Bug 222251 - ps start time jitter
Summary: ps start time jitter
Keywords:
Status: CLOSED CURRENTRELEASE
Alias: None
Product: Fedora
Classification: Fedora
Component: procps
Version: 6
Hardware: All
OS: Linux
medium
medium
Target Milestone: ---
Assignee: Tomas Smetana
QA Contact: Brian Brock
URL:
Whiteboard:
Depends On:
Blocks:
TreeView+ depends on / blocked
 
Reported: 2007-01-11 02:58 UTC by JW
Modified: 2007-11-30 22:11 UTC (History)
0 users

Fixed In Version: 3.2.7-9.fc6
Clone Of:
Environment:
Last Closed: 2007-04-26 13:16:59 UTC
Type: ---
Embargoed:


Attachments (Terms of Use)

Description JW 2007-01-11 02:58:37 UTC
Description of problem:
When running ps repeatedly it is possible to observe jitter in the STIME field.

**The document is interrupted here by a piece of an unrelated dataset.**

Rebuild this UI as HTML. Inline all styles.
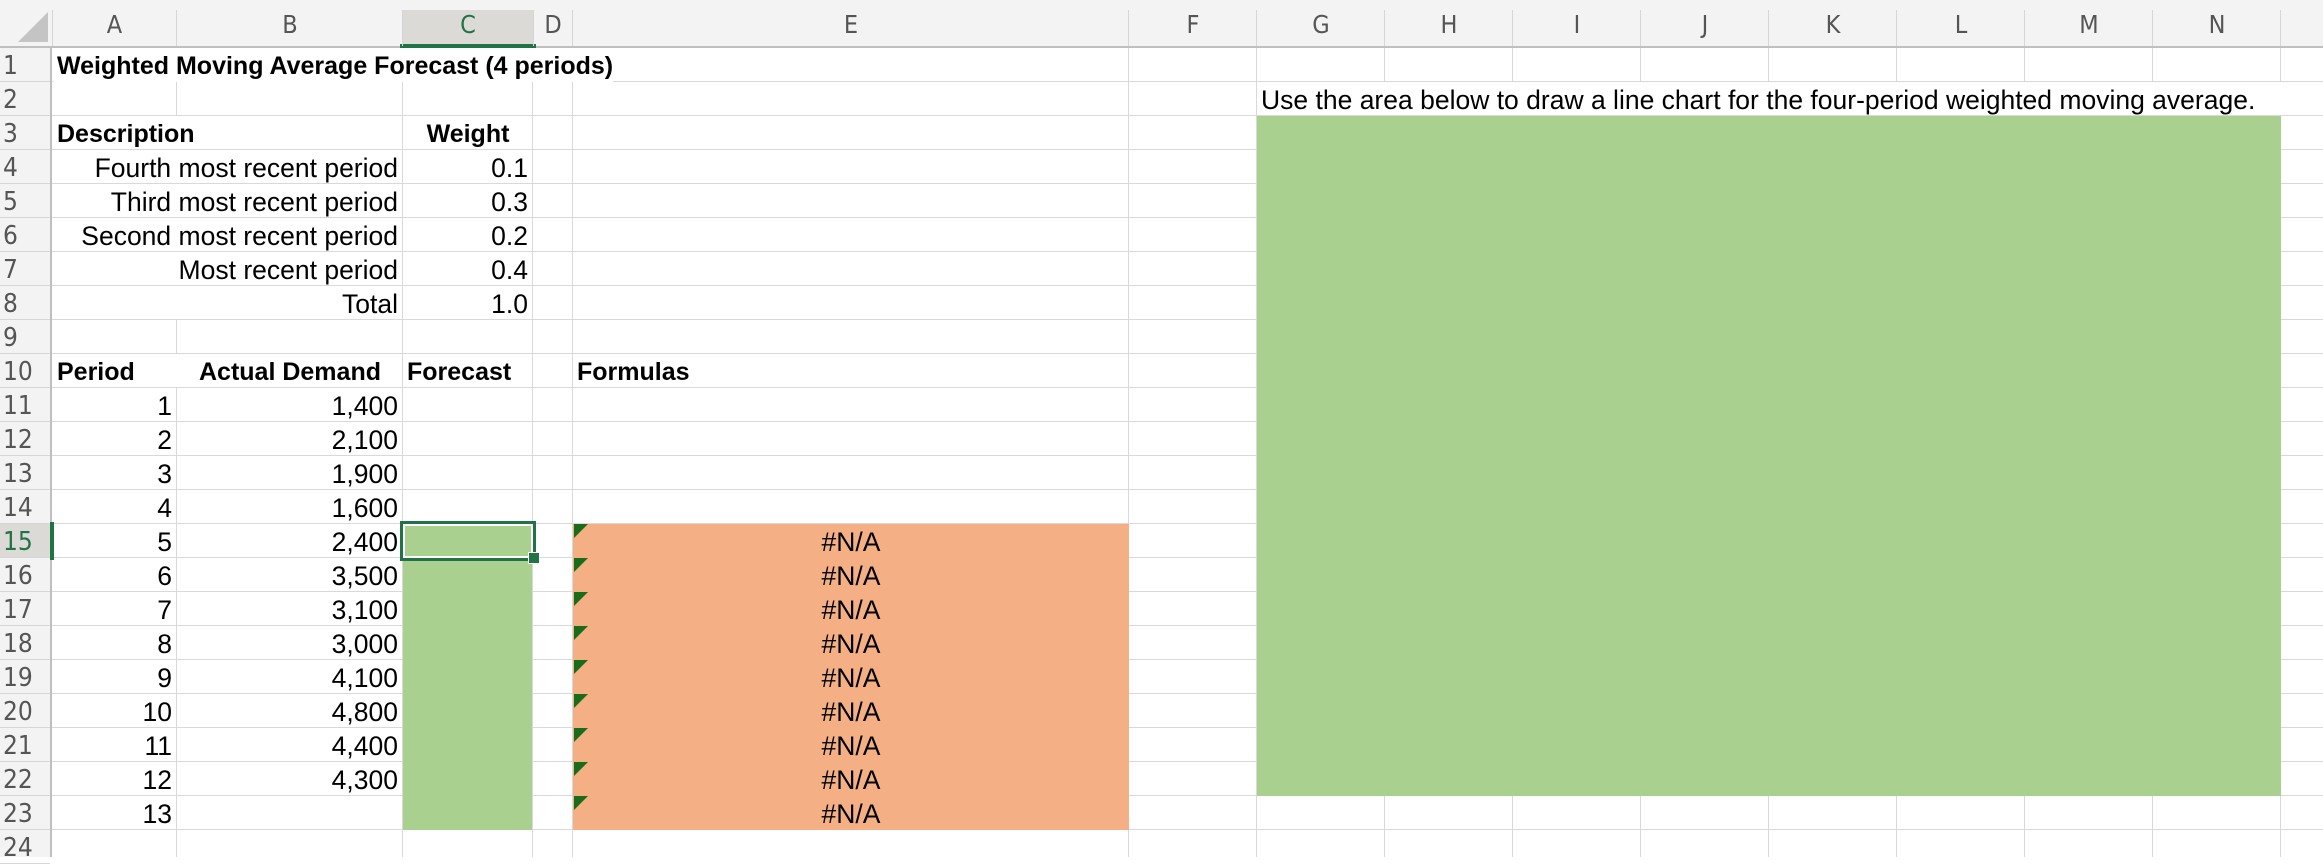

Version-Release number of selected component (if applicable):
procps-3.2.7-8

How reproducible:
Always, provided the planets are aligned correctly

Steps to Reproduce:
1. ps -ef
2. observe STIME column
3.
  
Actual results:
STIME field sometimes appears to randomly change value

Expected results:
STIME field for a process should not change over time or invocations of ps

Additional info:
The STIME field is calculated from "time_of_boot + pp->start_time/Hertz" and
effectively "time_of_boot = time(NULL) - uptime(0, 0)".
The problem appears to be that uptime() is not synchronous with time(). It would
also seem that at some stage pp->start_time was secs since 1970 (which is what
code comments still say) but it is now jiffies since boot time. So in the
process of reading /proc/uptime and /proc/*/stat non-atomically there is going
to be a discrepancy.

Wouldn't it be a lot better if kernel recorded actual absolute start time? What
if timezone changes, or daylight saving begins, or clock gets adjusted for any
other reason?

Alternatively the kernel could record /proc/boottime (to match uptime) so that
programs like ps don't have to try and calculate it with non-atomic
time(NULL)-[/proc/uptime]

Comment 1 Tomas Smetana 2007-04-25 11:51:42 UTC
I really don't know of any simple solution of this. Another related problem is
that /proc/uptime is not updated on suspended system. Then the STIME coloumn
reports totally wrong value.

Comment 2 Tomas Smetana 2007-04-26 13:16:59 UTC
There's no need to compute the boot time -- it's written in /proc/stat. So
substituting uptime by (time(0) - btime) should help.